In the film Withnail & I, there is a character named Danny ("‘Head hunter’ to his friends. ‘Head hunter’ to everybody") who speaks with fairly uvular Rs (sound clip, another sound clip). Originally I figured the character was supposed to have a speech defect, until I heard another Brit speak in the same way. Is this what’s called “Estuary English”?

Welsh also has both the TH sounds.

This is what I was going to ask about. I regularly listen to BBC World Service, and I regularly hear presenters with what sounds like a “baby R,” e.g. “Weginald made a cwisp dive into the wivah.” Seems like an odd deviation from “weceived pwonunciation” to me, but what do I know? :wink:

I’m usually okay at picking accents but I seem to have a blind spot when it comes to the difference between North and South London. However, I’m pretty sure Danny’s accent is an olde, sub-species of Sarf London English - less and less heard these day. It’s definitely not ‘Estuary English’ – try former Prime Minister John Major for ‘(Thames) Estuary English’, he seems to have developed that accent on his journey from Brixton (sarf London) to City Merchant Banker to leader of the ‘poshe’ Tory Party.

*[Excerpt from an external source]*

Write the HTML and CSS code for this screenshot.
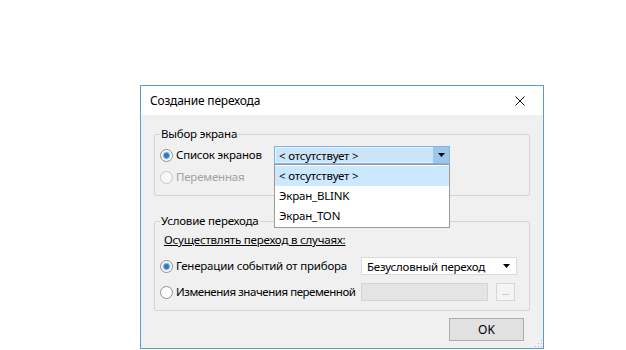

There is a peculiarly affected “r” sound that’s made with the top teeth low down behind the bottom lip - the usual Brit sound IME is that which is made with the top teeth just touching the bottom lip, although the rolled “r” isn’t that unusual if you’re trying to emphasise it. It’s only lightly rolled, though, nowhere near as much as the Scottish pronunciation.

I must point out that you only find it in southern Sweden, and it’s not spreading to other areas, like in Norway.

However, there is one trend in Skåne (Scania for the rest of you), that I personally find rather horrible, to rrrealy rrrole the uvular rrrrrs. It sounds awful to me. I haven’t noticed it until quite resently but nowadays you can hear it often in the radio.

So you say something like “Awound the wugged wocks the wagged wascal wan”:stuck_out_tongue:

I think this is an unfortunate combination of very slight speech defect and accent, the sort of thing that would go practically unnoticed if the person had just about any other accent. It’s suprisingly common among Estuary English speakers though.

Listen to Jonathan Wo… I mean, Ross.